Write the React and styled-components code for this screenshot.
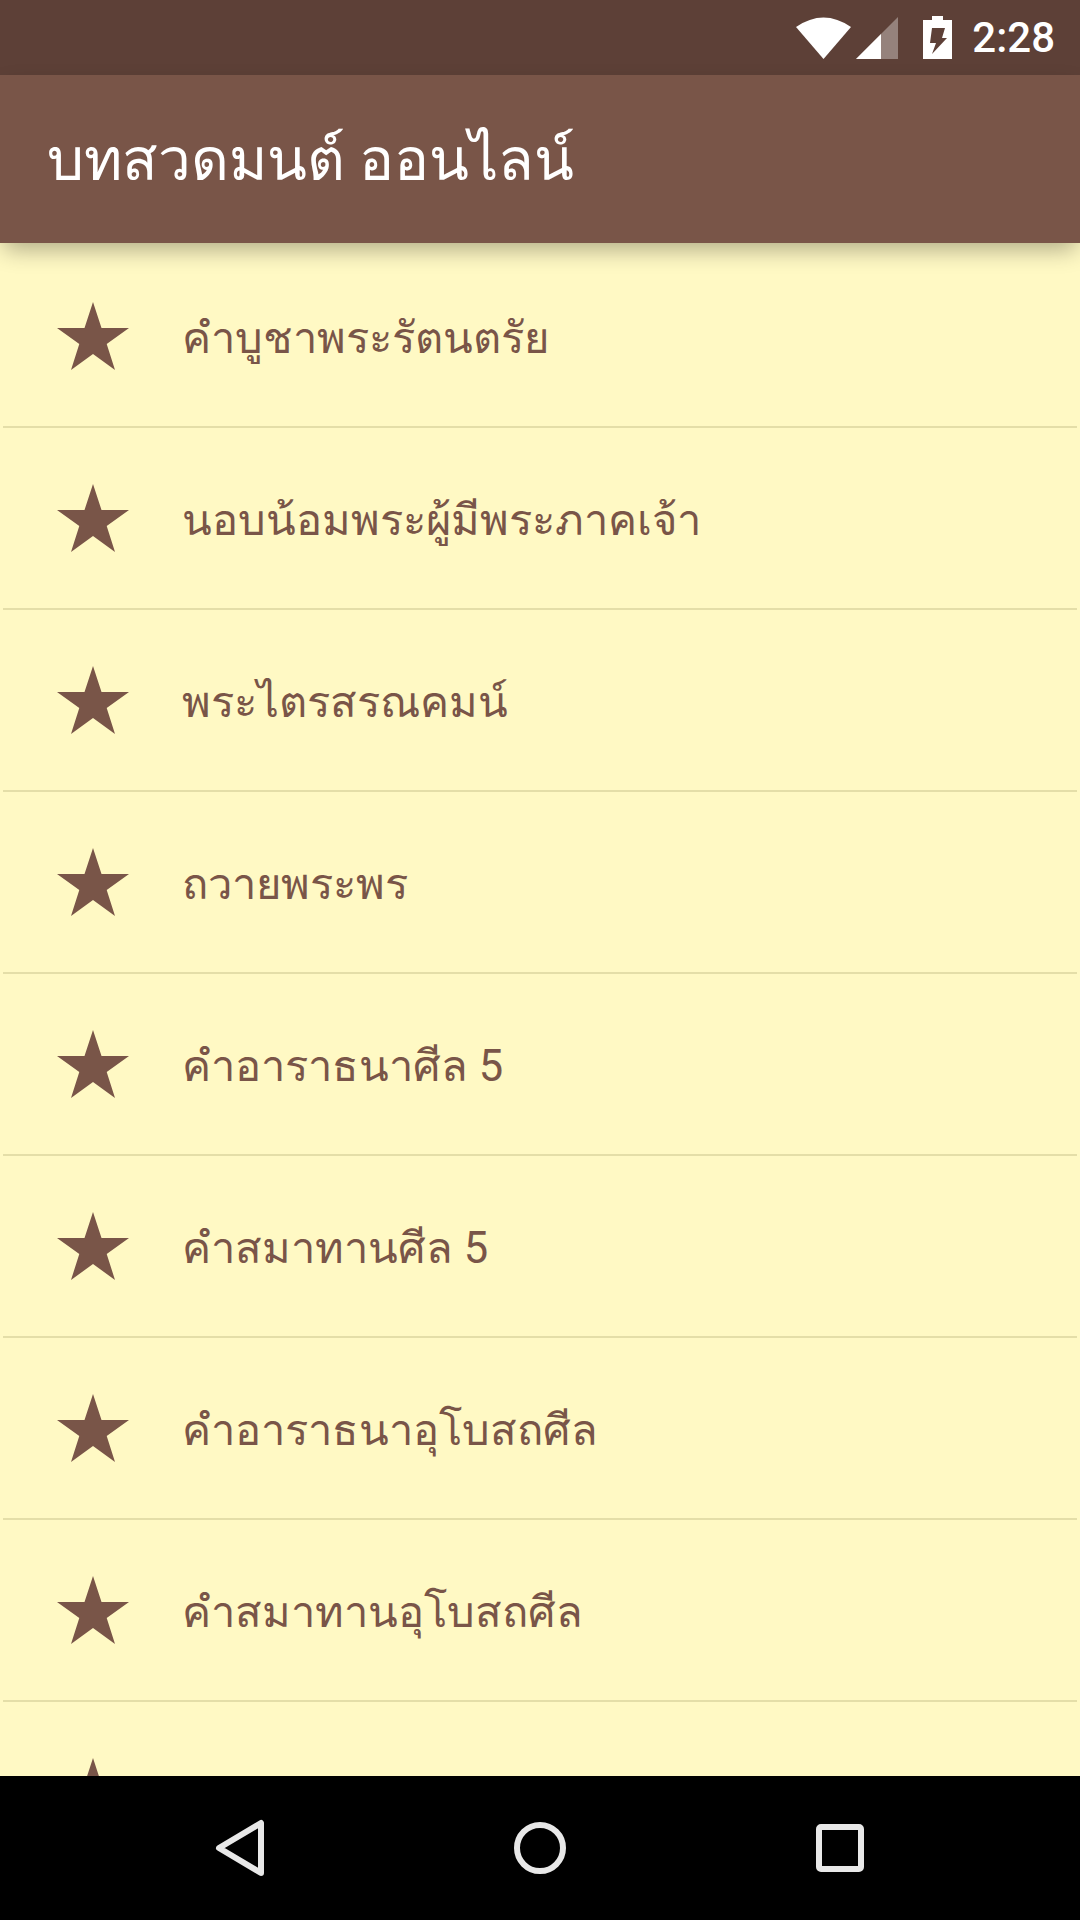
import React from "react";
import styled, { createGlobalStyle } from "styled-components";

const GlobalStyle = createGlobalStyle`
  html, body {
    margin: 0;
    padding: 0;
    background: #000;
  }
  * {
    box-sizing: border-box;
  }
`;

const Screen = styled.div`
  width: 1080px;
  height: 1920px;
  display: flex;
  flex-direction: column;
  overflow: hidden;
  font-family: Roboto, "Noto Sans", "DejaVu Sans", sans-serif;
`;

const StatusBar = styled.div`
  height: 75px;
  flex: none;
  background: #5d4037;
  display: flex;
  align-items: center;
  justify-content: flex-end;
  padding-right: 25px;
`;

const StatusIcon = styled.svg`
  display: block;
  flex: none;
  margin-right: ${(p) => p.$gap}px;
`;

const Clock = styled.span`
  color: #fff;
  font-size: 42px;
  font-weight: 500;
  line-height: 75px;
`;

const AppBar = styled.header`
  height: 168px;
  flex: none;
  background: #795548;
  display: flex;
  align-items: center;
  padding-left: 47px;
  position: relative;
  z-index: 2;
  box-shadow: 0 10px 22px -4px rgba(0, 0, 0, 0.32);
`;

const Title = styled.h1`
  margin: 0;
  color: #fff;
  font-size: 58.4px;
  font-weight: 400;
`;

const List = styled.ul`
  flex: 1;
  min-height: 0;
  margin: 0;
  padding: 2px 0 0;
  list-style: none;
  background: #fff9c4;
  overflow: hidden;
`;

const Row = styled.li`
  height: 182px;
  display: flex;
  align-items: center;
  position: relative;
  color: #795548;

  &::after {
    content: "";
    position: absolute;
    left: 3px;
    right: 3px;
    bottom: -1px;
    height: 2px;
    background: #e4dea8;
  }
`;

const Star = styled.svg`
  display: block;
  flex: none;
  margin: 0 0 0 57px;
`;

const Label = styled.span`
  margin: 2px 0 0 53px;
  font-size: 43.5px;
  white-space: nowrap;
`;

const NavBar = styled.nav`
  height: 144px;
  flex: none;
  background: #000;
  display: grid;
  grid-template-columns: 240px 60px 240px 60px 240px;
  justify-content: center;
  align-items: center;
  justify-items: center;
`;

const NavIcon = styled.svg`
  display: block;
  fill: none;
  stroke: #e8e8e8;
  stroke-width: 6;
  stroke-linejoin: round;
`;

const items = [
  "คำบูชาพระรัตนตรัย",
  "นอบน้อมพระผู้มีพระภาคเจ้า",
  "พระไตรสรณคมน์",
  "ถวายพระพร",
  "คำอาราธนาศีล 5",
  "คำสมาทานศีล 5",
  "คำอาราธนาอุโบสถศีล",
  "คำสมาทานอุโบสถศีล",
  "",
];

function App() {
  return (
    <Screen>
      <GlobalStyle />
      <StatusBar>
        <StatusIcon $gap={5} width="55" height="44" viewBox="0 0 55 44">
          <path d="M27.5 43 L0 11 Q27.5 -8 55 11 Z" fill="#fff" />
        </StatusIcon>
        <StatusIcon $gap={25} width="42" height="42" viewBox="0 0 42 42">
          <path d="M0 42 L42 0 V42 Z" fill="#fff" fillOpacity="0.35" />
          <path d="M0 42 L25 17 V42 Z" fill="#fff" />
        </StatusIcon>
        <StatusIcon $gap={20} width="29" height="43" viewBox="0 0 29 43">
          <path
            fillRule="evenodd"
            d="M9 0 H20 V4 H29 V43 H0 V4 H9 Z M9 12 H22 L19 22 H24 L9 38 L13 27 H7 Z"
            fill="#fff"
          />
        </StatusIcon>
        <Clock>2:28</Clock>
      </StatusBar>
      <AppBar>
        <Title>บทสวดมนต์ ออนไลน์</Title>
      </AppBar>
      <List>
        {items.map((text, i) => (
          <Row key={i}>
            <Star width="72" height="68" viewBox="0 0 72 68">
              <path
                d="M36 0 L44.5 26 H72 L49.7 42 L58 68 L36 52 L14 68 L22.3 42 L0 26 H27.5 Z"
                fill="#795548"
              />
            </Star>
            {text && <Label>{text}</Label>}
          </Row>
        ))}
      </List>
      <NavBar>
        <NavIcon width="52" height="60" viewBox="0 0 52 60">
          <path d="M47 5 V55 L5 30 Z" />
        </NavIcon>
        <span />
        <NavIcon width="52" height="52" viewBox="0 0 52 52">
          <circle cx="26" cy="26" r="23" />
        </NavIcon>
        <span />
        <NavIcon width="48" height="48" viewBox="0 0 48 48">
          <rect x="3" y="3" width="42" height="42" rx="2" />
        </NavIcon>
      </NavBar>
    </Screen>
  );
}

export default App;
==========
- What needs to be done -
Transcribe the listing in full and omit the pictures.

- Solved exercise -
Write the React and styled-components code for this screenshot.
import React from "react";
import styled, { createGlobalStyle } from "styled-components";

const GlobalStyle = createGlobalStyle`
  html, body {
    margin: 0;
    padding: 0;
    background: #000;
  }
  * {
    box-sizing: border-box;
  }
`;

const Screen = styled.div`
  width: 1080px;
  height: 1920px;
  display: flex;
  flex-direction: column;
  overflow: hidden;
  font-family: Roboto, "Noto Sans", "DejaVu Sans", sans-serif;
`;

const StatusBar = styled.div`
  height: 75px;
  flex: none;
  background: #5d4037;
  display: flex;
  align-items: center;
  justify-content: flex-end;
  padding-right: 25px;
`;

const StatusIcon = styled.svg`
  display: block;
  flex: none;
  margin-right: ${(p) => p.$gap}px;
`;

const Clock = styled.span`
  color: #fff;
  font-size: 42px;
  font-weight: 500;
  line-height: 75px;
`;

const AppBar = styled.header`
  height: 168px;
  flex: none;
  background: #795548;
  display: flex;
  align-items: center;
  padding-left: 47px;
  position: relative;
  z-index: 2;
  box-shadow: 0 10px 22px -4px rgba(0, 0, 0, 0.32);
`;

const Title = styled.h1`
  margin: 0;
  color: #fff;
  font-size: 58.4px;
  font-weight: 400;
`;

const List = styled.ul`
  flex: 1;
  min-height: 0;
  margin: 0;
  padding: 2px 0 0;
  list-style: none;
  background: #fff9c4;
  overflow: hidden;
`;

const Row = styled.li`
  height: 182px;
  display: flex;
  align-items: center;
  position: relative;
  color: #795548;

  &::after {
    content: "";
    position: absolute;
    left: 3px;
    right: 3px;
    bottom: -1px;
    height: 2px;
    background: #e4dea8;
  }
`;

const Star = styled.svg`
  display: block;
  flex: none;
  margin: 0 0 0 57px;
`;

const Label = styled.span`
  margin: 2px 0 0 53px;
  font-size: 43.5px;
  white-space: nowrap;
`;

const NavBar = styled.nav`
  height: 144px;
  flex: none;
  background: #000;
  display: grid;
  grid-template-columns: 240px 60px 240px 60px 240px;
  justify-content: center;
  align-items: center;
  justify-items: center;
`;

const NavIcon = styled.svg`
  display: block;
  fill: none;
  stroke: #e8e8e8;
  stroke-width: 6;
  stroke-linejoin: round;
`;

const items = [
  "คำบูชาพระรัตนตรัย",
  "นอบน้อมพระผู้มีพระภาคเจ้า",
  "พระไตรสรณคมน์",
  "ถวายพระพร",
  "คำอาราธนาศีล 5",
  "คำสมาทานศีล 5",
  "คำอาราธนาอุโบสถศีล",
  "คำสมาทานอุโบสถศีล",
  "",
];

function App() {
  return (
    <Screen>
      <GlobalStyle />
      <StatusBar>
        <StatusIcon $gap={5} width="55" height="44" viewBox="0 0 55 44">
          <path d="M27.5 43 L0 11 Q27.5 -8 55 11 Z" fill="#fff" />
        </StatusIcon>
        <StatusIcon $gap={25} width="42" height="42" viewBox="0 0 42 42">
          <path d="M0 42 L42 0 V42 Z" fill="#fff" fillOpacity="0.35" />
          <path d="M0 42 L25 17 V42 Z" fill="#fff" />
        </StatusIcon>
        <StatusIcon $gap={20} width="29" height="43" viewBox="0 0 29 43">
          <path
            fillRule="evenodd"
            d="M9 0 H20 V4 H29 V43 H0 V4 H9 Z M9 12 H22 L19 22 H24 L9 38 L13 27 H7 Z"
            fill="#fff"
          />
        </StatusIcon>
        <Clock>2:28</Clock>
      </StatusBar>
      <AppBar>
        <Title>บทสวดมนต์ ออนไลน์</Title>
      </AppBar>
      <List>
        {items.map((text, i) => (
          <Row key={i}>
            <Star width="72" height="68" viewBox="0 0 72 68">
              <path
                d="M36 0 L44.5 26 H72 L49.7 42 L58 68 L36 52 L14 68 L22.3 42 L0 26 H27.5 Z"
                fill="#795548"
              />
            </Star>
            {text && <Label>{text}</Label>}
          </Row>
        ))}
      </List>
      <NavBar>
        <NavIcon width="52" height="60" viewBox="0 0 52 60">
          <path d="M47 5 V55 L5 30 Z" />
        </NavIcon>
        <span />
        <NavIcon width="52" height="52" viewBox="0 0 52 52">
          <circle cx="26" cy="26" r="23" />
        </NavIcon>
        <span />
        <NavIcon width="48" height="48" viewBox="0 0 48 48">
          <rect x="3" y="3" width="42" height="42" rx="2" />
        </NavIcon>
      </NavBar>
    </Screen>
  );
}

export default App;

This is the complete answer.